Big meeting last night at the Montgomery County Democratic Party’s Headquarters. The party endorsed primary candidates for the Ohio House and the Ohio Senate. At the previous meeting in October, my motion to discontinue the practice of making early endorsements was soundly defeated, so this action by the party last night, though depressing, was not surprising.
I’m sort of a newcomer to all this — I was elected to the Central Committee in 2006 — I’ve had a lot to learn about how the party actually works. I’m learning that the Selection Committee is the key committee of the county party organization. All of the key people in the party are members of the Selection Committee and it is this committee that actually chooses candidates to be endorsed. I’ve never seen any decision by the Selection Committee ever be overturned.
At every monthly meeting, the Executive Committee meets at 7:00 PM and reviews the evening’s agenda and, by vote, makes specific recommendations to the Central Committee which meets at 7:30 PM. The Central Committee, the official legislative body of the group, always agrees with the Executive Committee. It is an organizational structure that would have pleased Joe Stalin, because control of important decisions is condensed to only a few people. And of those few people, one person, the chairperson, usually has disproportionate power.
At the Executive Committee Meeting last night, I moved that the endorsements for primary candidates be delayed one month until the January meeting so that the endorsements would be made after the filing deadline for primary candidates, which is January 4.
My argument to the Executive Committee to delay endorsement was the same as before. I said that the Democratic Party should take no actions that would give the appearance that, in any way, it wanted to suppress democracy. I reminded the group that the Republican Party had made endorsements in July and had been roundly ridiculed for their antidemocratic action by the Dayton Daily News in an editorial illustrated by noted cartoonist, Mike Peters. (I made a post in July, “Montgomery County Republicans Take Action That Effectively Suppresses Grassroots Democracy,” that printed the Peter’s cartoon and quoted excerpts from the DDN editorial.)
I said that the hallmark of the Democratic Party should be the fact that we are the party of the people, that we are the party of democracy, and that waiting another month to make endorsements would probably not impact who the endorsed candidate would be anyway.
My argument would have made a lot of sense if, in fact, endorsement was the issue. But endorsement is not the issue. The reason the Executive Committee would not delay its endorsements until our next meeting is the fact that the central issue is not who to endorse. The central issue is how to suppress the primary process. If endorsement was delayed until after the filing deadline, then all interested candidates necessarily would have already filed and their names already printed on the primary ballot. As it is, even though would-be candidates have already circulated petitions and are prepared to officially file, candidates have been waiting on the party’s endorsement and, because of the party’s endorsements last night, most un-endorsed candidates simply will drop out and will not make an effort to run as un-endorsed primary candidates.

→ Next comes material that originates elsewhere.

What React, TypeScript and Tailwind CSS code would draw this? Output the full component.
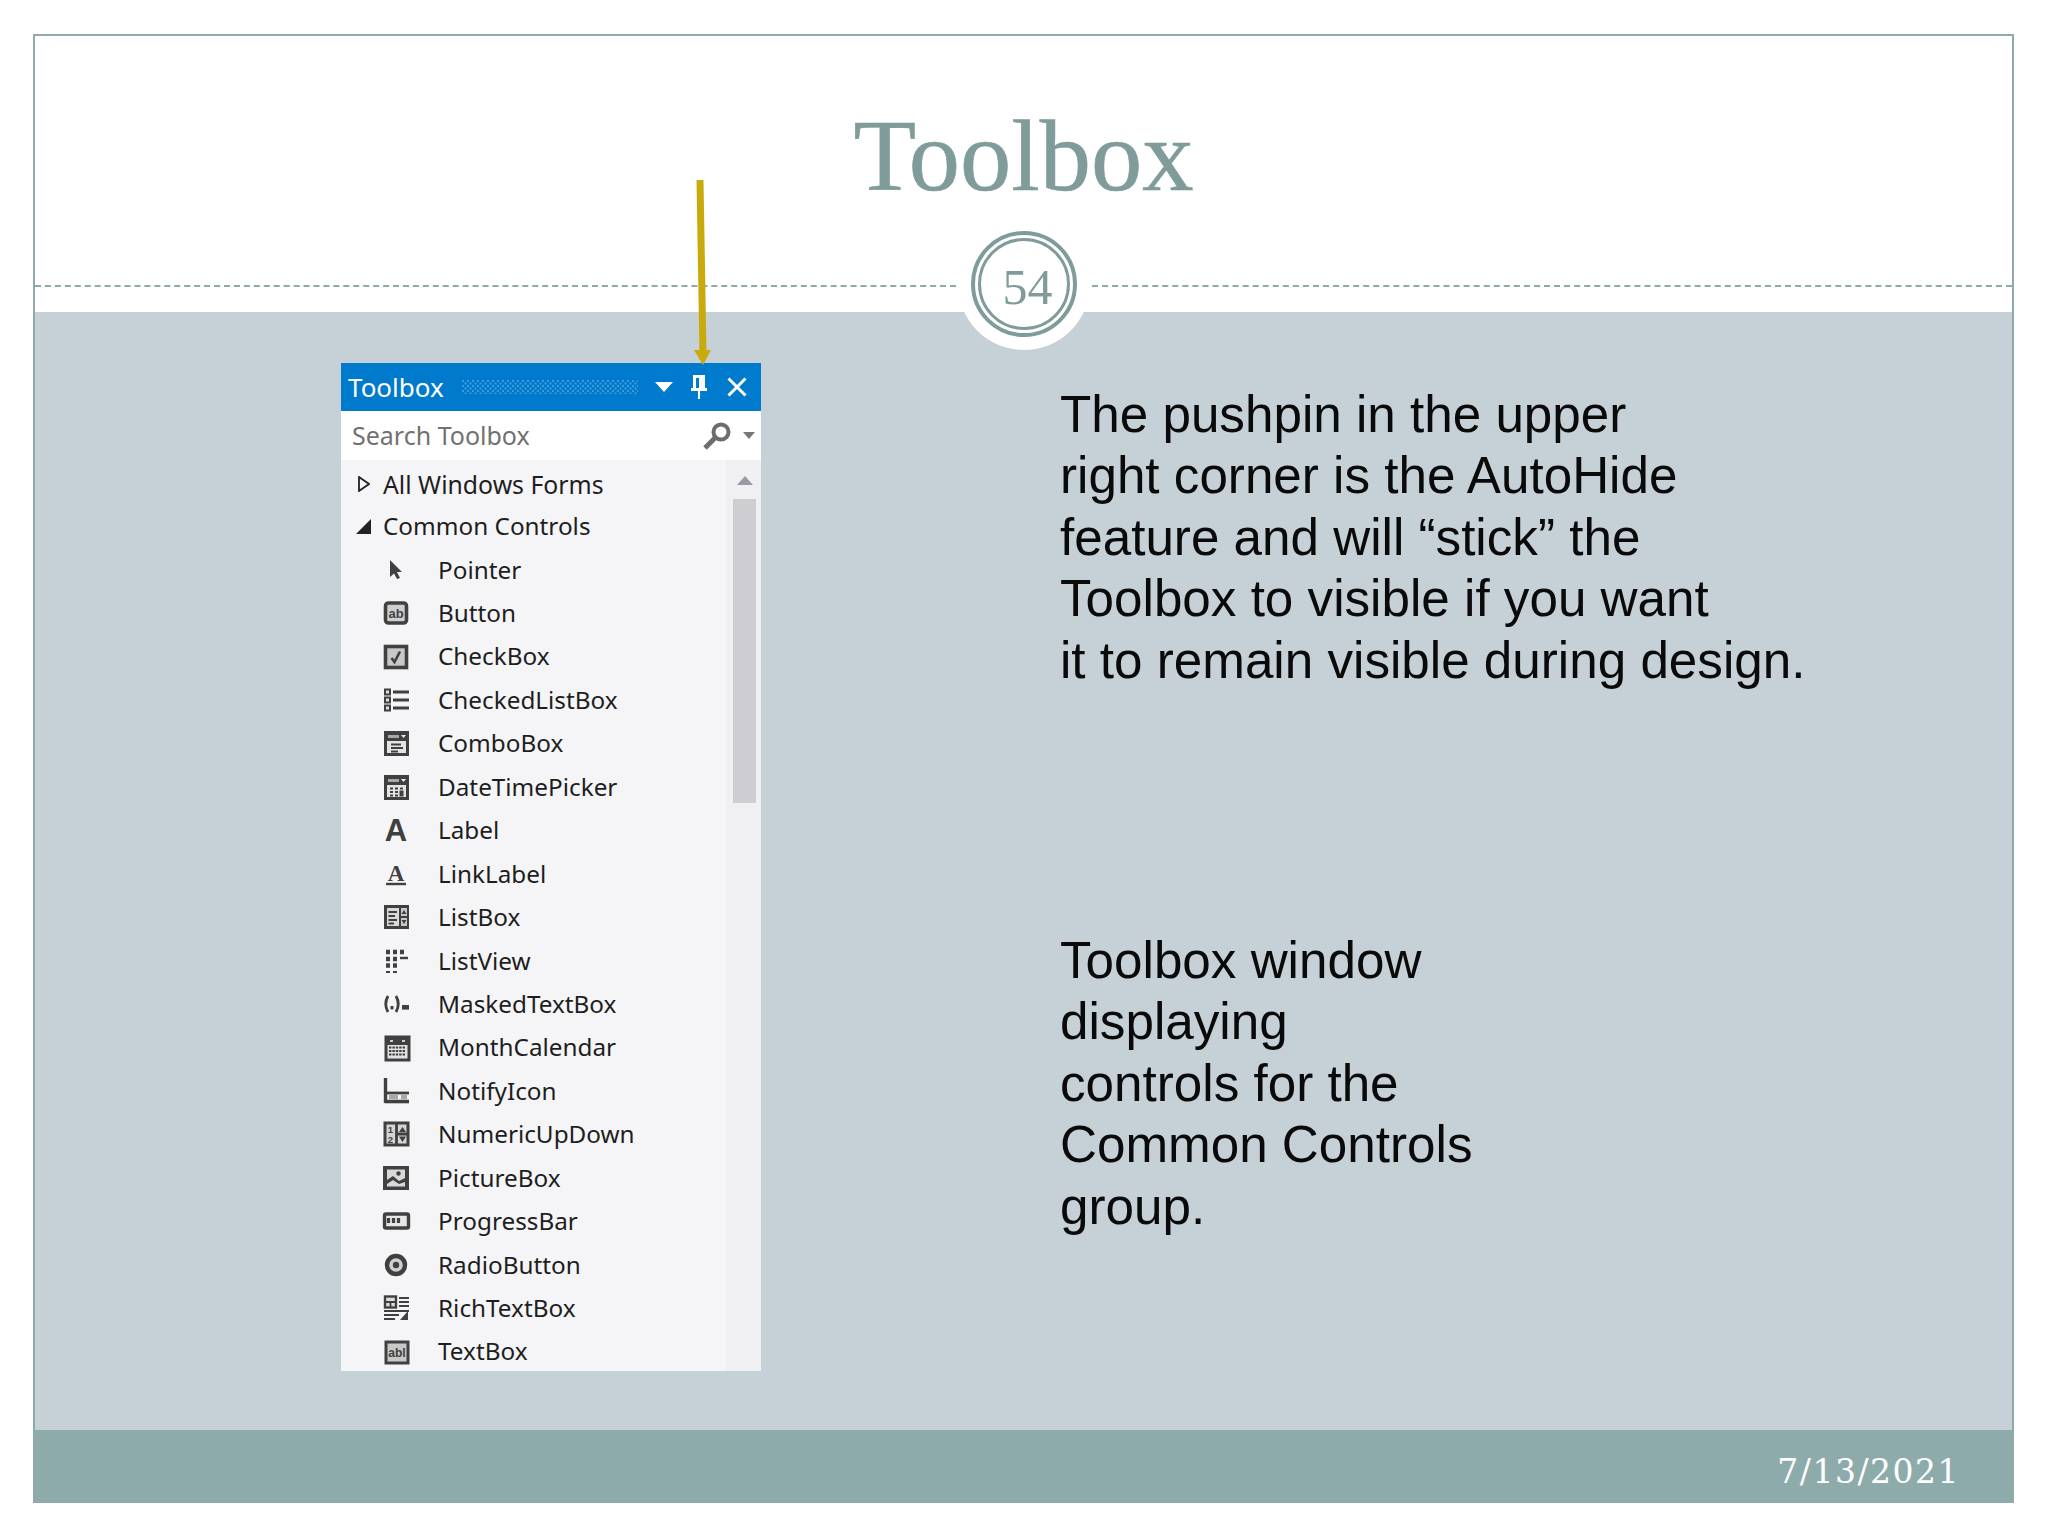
const FONT_UI = "font-['Noto_Sans',sans-serif]";

function IconFrame({ children }: { children: React.ReactNode }) {
  return (
    <svg width="26" height="26" viewBox="0 0 26 26" fill="none" className="shrink-0 overflow-visible">
      {children}
    </svg>
  );
}

const DARK = "#404040";

const icons: Record<string, React.ReactNode> = {
  Pointer: <path d="M7 3 L7 20 L11 16.5 L14 22 L17 21 L14 15 L19 15 Z" fill={DARK} />,
  Button: (
    <>
      <rect x="2.5" y="3" width="21" height="20" rx="3" fill="#cfcfcf" stroke={DARK} strokeWidth="3.6" />
      <text x="13" y="18" textAnchor="middle" fontSize="13" fontFamily="Liberation Sans" fontWeight="700" fill={DARK}>ab</text>
    </>
  ),
  CheckBox: (
    <>
      <rect x="2.5" y="2.5" width="21" height="21" fill="#c8c8c8" stroke={DARK} strokeWidth="3.6" />
      <path d="M8.5 14 L11.5 18 L17 7.5" stroke={DARK} strokeWidth="2.6" />
    </>
  ),
  CheckedListBox: (
    <>
      <rect x="2" y="2.5" width="5" height="5" fill="#ddd" stroke={DARK} strokeWidth="2" />
      <rect x="2" y="10.5" width="5" height="5" fill="#ddd" stroke={DARK} strokeWidth="2" />
      <rect x="2" y="18.5" width="5" height="5" fill="#ddd" stroke={DARK} strokeWidth="2" />
      <path d="M10 5 H26 M10 13 H26 M10 21 H26" stroke={DARK} strokeWidth="3.2" />
    </>
  ),
  ComboBox: (
    <>
      <rect x="2.5" y="2.5" width="22" height="22" fill="#e4e4e4" stroke={DARK} strokeWidth="3" />
      <rect x="2" y="2" width="23" height="9" fill={DARK} />
      <rect x="5" y="5" width="11" height="3" fill="#a8a8a8" />
      <path d="M18 5 H23 L20.5 8 Z" fill="#eee" />
      <path d="M8 14.5 H18 M8 18 H20 M8 21.5 H15" stroke={DARK} strokeWidth="2" />
    </>
  ),
  DateTimePicker: (
    <>
      <rect x="2.5" y="2.5" width="22" height="22" fill="#e4e4e4" stroke={DARK} strokeWidth="3" />
      <rect x="2" y="2" width="23" height="9" fill={DARK} />
      <rect x="5" y="5" width="11" height="3" fill="#a8a8a8" />
      <path d="M18 5 H23 L20.5 8 Z" fill="#eee" />
      <path d="M7 14.5 H10 M12 14.5 H15 M17 14.5 H20 M7 18 H10 M12 18 H15 M7 21.5 H10 M12 21.5 H15" stroke={DARK} strokeWidth="2.2" />
      <rect x="16.5" y="16.5" width="4" height="6" fill={DARK} />
    </>
  ),
  Label: (
    <text x="13" y="24" textAnchor="middle" fontSize="31" fontFamily="Liberation Sans" fontWeight="700" fill={DARK}>A</text>
  ),
  LinkLabel: (
    <>
      <text x="13" y="20" textAnchor="middle" fontSize="23" fontFamily="Liberation Serif" fontWeight="700" fill={DARK}>A</text>
      <path d="M3 23 H23" stroke={DARK} strokeWidth="2.4" />
    </>
  ),
  ListBox: (
    <>
      <rect x="1" y="1" width="25" height="24" fill={DARK} />
      <rect x="4" y="4" width="12" height="18" fill="#d8d8d8" />
      <path d="M5.5 8 H14 M5.5 12 H12 M5.5 16 H14 M5.5 19.5 H11" stroke={DARK} strokeWidth="2" />
      <rect x="18" y="4" width="6" height="8" fill="#c8c8c8" />
      <rect x="18" y="14" width="6" height="8" fill="#c8c8c8" />
      <path d="M18.5 10 L21 6 L23.5 10 Z M18.5 16 L21 20 L23.5 16 Z" fill={DARK} />
    </>
  ),
  ListView: (
    <>
      <path d="M3 4 H7 M10 4 H14 M17 4 H21 " stroke={DARK} strokeWidth="4.4" />
      <path d="M3 11 H7 M10 11 H14" stroke={DARK} strokeWidth="4.4" />
      <path d="M17 10 H25" stroke={DARK} strokeWidth="2.4" />
      <path d="M3 17.5 H7 M10 17.5 H14" stroke={DARK} strokeWidth="4.4" />
      <path d="M3 24 H7 M10 24 H14" stroke={DARK} strokeWidth="2.2" />
    </>
  ),
  MaskedTextBox: (
    <>
      <path d="M5 5 Q0.5 13 5 21 M13 5 Q17.5 13 13 21" stroke={DARK} strokeWidth="2.8" />
      <rect x="7.5" y="15" width="3" height="3.4" fill={DARK} />
      <rect x="19" y="14" width="7" height="4.6" fill={DARK} />
    </>
  ),
  MonthCalendar: (
    <>
      <rect x="3" y="2" width="23" height="23" fill="#e2e2e2" stroke={DARK} strokeWidth="3" />
      <rect x="3" y="2" width="23" height="8" fill={DARK} />
      <path d="M7 6 H10 M19 6 H22" stroke="#ccc" strokeWidth="2" />
      <path d="M6 12.5 H23 M6 16 H23 M6 19.5 H23" stroke={DARK} strokeWidth="2.2" strokeDasharray="2.4 1" />
    </>
  ),
  NotifyIcon: (
    <>
      <path d="M2.5 0 V25" stroke={DARK} strokeWidth="3.4" />
      <path d="M2 15 H26" stroke={DARK} strokeWidth="2.8" />
      <path d="M2 23.5 H26" stroke={DARK} strokeWidth="3.6" />
      <rect x="6" y="17" width="9" height="4" fill="#a8a8a8" />
      <rect x="18" y="17" width="6" height="4" fill="#a8a8a8" />
    </>
  ),
  NumericUpDown: (
    <>
      <rect x="2" y="2" width="23" height="22" fill="#d4d4d4" stroke={DARK} strokeWidth="3" />
      <path d="M13.5 2 V24 M13.5 13 H25" stroke={DARK} strokeWidth="2.8" />
      <text x="7.5" y="12" textAnchor="middle" fontSize="9.5" fontFamily="Liberation Sans" fontWeight="700" fill={DARK}>1</text>
      <text x="7.5" y="21.5" textAnchor="middle" fontSize="9.5" fontFamily="Liberation Sans" fontWeight="700" fill={DARK}>2</text>
      <path d="M16 11 L19.5 6 L23 11 Z M16 15.5 H23 L19.5 21 Z" fill={DARK} />
    </>
  ),
  PictureBox: (
    <>
      <rect x="0" y="1" width="26" height="24" fill={DARK} />
      <rect x="4" y="4.5" width="18" height="17" fill="#d8d8d8" />
      <path d="M4 15 L10 11 L16 16 L22 13 V17 L16 19 L10 15 L4 19 Z" fill={DARK} />
      <circle cx="15.5" cy="8.5" r="2.2" fill={DARK} />
    </>
  ),
  ProgressBar: (
    <>
      <rect x="1.5" y="6" width="24" height="14" rx="1.5" fill="#e6e6e6" stroke={DARK} strokeWidth="3.4" />
      <path d="M5.5 10 V15 M10.5 10 V15 M15.5 10 V15" stroke={DARK} strokeWidth="3.2" />
    </>
  ),
  RadioButton: (
    <>
      <circle cx="13" cy="13" r="9" stroke={DARK} strokeWidth="4.4" fill="#cfcfcf" />
      <circle cx="13" cy="13" r="3.2" fill={DARK} />
    </>
  ),
  RichTextBox: (
    <>
      <rect x="2" y="1.5" width="11" height="11" stroke={DARK} strokeWidth="2.4" fill="#ddd" />
      <path d="M2 7 H13 M7.5 7 V12" stroke={DARK} strokeWidth="1.8" />
      <path d="M16 3 H26 M16 7 H26 M16 11 H26" stroke={DARK} strokeWidth="2" />
      <path d="M1 16 H26 M1 20 H16 M1 24 H12" stroke={DARK} strokeWidth="2.2" />
      <path d="M17 25 L25 16 V25 Z" fill={DARK} />
    </>
  ),
  TextBox: (
    <>
      <rect x="3" y="3" width="22" height="21" fill="#c8c8c8" stroke={DARK} strokeWidth="3" />
      <text x="14" y="18" textAnchor="middle" fontSize="12" fontFamily="Liberation Sans" fontWeight="700" fill={DARK}>abl</text>
    </>
  ),
};

const controls = Object.keys(icons);

function ToolboxPanel() {
  return (
    <div className={`w-[420px] h-[1008px] flex flex-col shrink-0 overflow-hidden ${FONT_UI}`}>
      <div className="h-[48px] bg-[#007acc] flex items-center pl-[7px] text-white">
        <span className="text-[26px] leading-none w-[114px] whitespace-nowrap">Toolbox</span>
        <svg width="176" height="14" className="shrink-0">
          <defs>
            <pattern id="grip" width="5" height="5" patternUnits="userSpaceOnUse">
              <rect x="0" y="0" width="2" height="2" fill="#3b9bd8" />
              <rect x="2.5" y="2.5" width="2" height="2" fill="#3b9bd8" />
            </pattern>
          </defs>
          <rect width="176" height="14" fill="url(#grip)" />
        </svg>
        <svg width="18" height="10" viewBox="0 0 18 10" className="ml-[17px] shrink-0">
          <path d="M0 0 H18 L9 10 Z" fill="#fff" />
        </svg>
        <svg width="18" height="26" viewBox="0 0 18 26" className="ml-[17px] shrink-0">
          <path d="M3 1 H15 V14 H17 V17 H10 V25 H8 V17 H1 V14 H3 Z M6 4 V14 H9 V4 Z" fill="#fff" fillRule="evenodd" />
        </svg>
        <svg width="20" height="20" viewBox="0 0 20 20" className="ml-[19px] shrink-0">
          <path d="M1.5 1.5 L18.5 18.5 M18.5 1.5 L1.5 18.5" stroke="#fff" strokeWidth="3" />
        </svg>
      </div>
      <div className="h-[49px] bg-white flex items-center pl-[11px] pr-[6px]">
        <span className="text-[25px] leading-none text-[#717171] flex-1 whitespace-nowrap">Search Toolbox</span>
        <svg width="30" height="28" viewBox="0 0 30 28" className="shrink-0">
          <circle cx="19" cy="10" r="7.5" fill="none" stroke="#6d6d6d" strokeWidth="4" />
          <path d="M13 16 L3 26" stroke="#6d6d6d" strokeWidth="5" />
        </svg>
        <svg width="12" height="7" viewBox="0 0 12 7" className="ml-[11px] shrink-0">
          <path d="M0 0 H12 L6 7 Z" fill="#777" />
        </svg>
      </div>
      <div className="flex-1 flex bg-[#f5f5f7] min-h-0">
        <div className="flex-1 pt-[3px] text-[#1e1e1e] text-[24.3px]">
          <div className="h-[42px] flex items-center pl-[17px]">
            <svg width="12" height="16" viewBox="0 0 12 16" className="shrink-0">
              <path d="M1 1 L11 8 L1 15 Z" fill="none" stroke="#222" strokeWidth="1.8" />
            </svg>
            <span className="ml-[13px] text-[24.8px] leading-none whitespace-nowrap">All Windows Forms</span>
          </div>
          <div className="h-[43px] flex items-center pl-[15px]">
            <svg width="15" height="15" viewBox="0 0 15 15" className="shrink-0">
              <path d="M15 0 V15 H0 Z" fill="#222" />
            </svg>
            <span className="ml-[12px] leading-none whitespace-nowrap">Common Controls</span>
          </div>
          {controls.map((name) => (
            <div key={name} className="h-[43.44px] flex items-center pl-[42px]">
              <IconFrame>{icons[name]}</IconFrame>
              <span className="ml-[29px] leading-none whitespace-nowrap">{name}</span>
            </div>
          ))}
        </div>
        <div className="w-[35px] bg-[#f0f0f3] flex flex-col items-center shrink-0 pt-[16px] pl-[2px]">
          <svg width="16" height="9" viewBox="0 0 16 9" className="shrink-0">
            <path d="M8 0 L16 9 H0 Z" fill="#9a9aa5" />
          </svg>
          <div className="w-[23px] h-[304px] mt-[14px] bg-[#cdcdd2]" />
        </div>
      </div>
    </div>
  );
}

export default function App() {
  return (
    <div className="w-[2048px] h-[1536px] bg-white pt-[34px] pl-[33px]">
      <div className="w-[1981px] h-[1469px] border-2 border-[#8eaaaa] flex flex-col relative">
        {/* 矢印 */}
        <svg width="24" height="190" viewBox="0 0 24 190" className="absolute left-[655px] top-[142px] z-20">
          <path d="M10 2 L13 176" stroke="#c9aa0c" strokeWidth="7" />
          <path d="M4 172 H21 L13 187 Z" fill="#c9aa0c" />
        </svg>
        <div className="h-[250px] flex justify-center pt-[65px] bg-white">
          <h1 className="font-['Liberation_Serif',serif] text-[102.5px] leading-[110px] text-[#7f9c9b] [-webkit-text-stroke:0.6px_#7f9c9b]">Toolbox</h1>
        </div>
        <div className="h-0 flex items-center z-10">
          <div className="flex-1 border-t-2 border-dashed border-[#8eaaaa]" />
          <div className="w-[136px] h-0 flex items-center justify-center shrink-0">
            <div className="w-[132px] h-[132px] shrink-0 rounded-full bg-white flex items-center justify-center -mt-[5px]">
              <div className="w-[106px] h-[106px] rounded-full border-[4px] border-[#7f9c9b] p-[3px]">
                <div className="w-full h-full rounded-full border-[3px] border-[#7f9c9b] flex items-center justify-center pl-[8px] pt-[7px] font-['Liberation_Serif',serif] text-[50px] leading-none text-[#7f9c9b]">
                  54
                </div>
              </div>
            </div>
          </div>
          <div className="flex-1 border-t-2 border-dashed border-[#8eaaaa]" />
        </div>
        <div className="h-[26px] bg-white" />
        <div className="flex-1 bg-[#c5d1d7] flex items-start min-h-0">
          <div className="ml-[306px] mt-[51px]">
            <ToolboxPanel />
          </div>
          <div className="ml-[299px] mt-[72px] font-['Liberation_Sans',Arial,sans-serif] text-[51.2px] leading-[61.4px] text-[#0a0a0a]">
            <p>
              The pushpin in the upper
              <br />
              right corner is the AutoHide
              <br />
              feature and will “stick” the
              <br />
              Toolbox to visible if you want
              <br />
              it to remain visible during design.
            </p>
            <p className="mt-[239px]">
              Toolbox window
              <br />
              displaying
              <br />
              controls for the
              <br />
              Common Controls
              <br />
              group.
            </p>
          </div>
        </div>
        <div className="h-[71px] bg-[#8eabab] flex items-center justify-end pr-[52px] pt-[13px] font-['DejaVu_Serif',serif] text-[33px] tracking-[1.5px] text-white">
          7/13/2021
        </div>
      </div>
    </div>
  );
}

The discussion in the Executive Committee confirmed my view that this process should not be call a process of endorsement at all, because after all, what difference could it possibly make to delay an endorsement for a few weeks? What this process should be called is a process of discouragement. The Party simply doesn’t want more than one Democratic candidate in each primary race. And therefore, all potential candidates, other than one, are discouraged from filing. It is really sort of amazing. Of course, not all un-endorsed potential candidates drop out and I hope that a few can be convinced to stay in the race. I told the Executive Committee that I, for one, intended to telephone each person who has petitions for office in circulation and urge him or her to stay in the race.
It seems to me, the whole reason why a primary system for candidate selection was set up in the first place was to help political parties give their constituents more choice. In our Executive Committee meeting, I expressed that idea and in the discussion that followed, one Executive Committee member made a comment so amazing I wrote it down: “The time to make that choice is in the general election, not the primary.”
I said that I felt strongly that taking action designed to suppress primary activity was against the values that most Democrats believe in, and that if we were to act as a representative body we needed to take those actions that would represent the values of most Democrats. I said I was trying to speak up for — as Dean had said — “the democratic wing of the Democratic Party.”
Most of the Executive Committee members attending the meeting are also members of the Selection Committee and were involved in making the endorsement choices. I was asking them to change their minds, but they were set in their decision, and, my motion went nowhere. There were several tepid “Ayes” voting to accept and a roaring “No” voting to reject.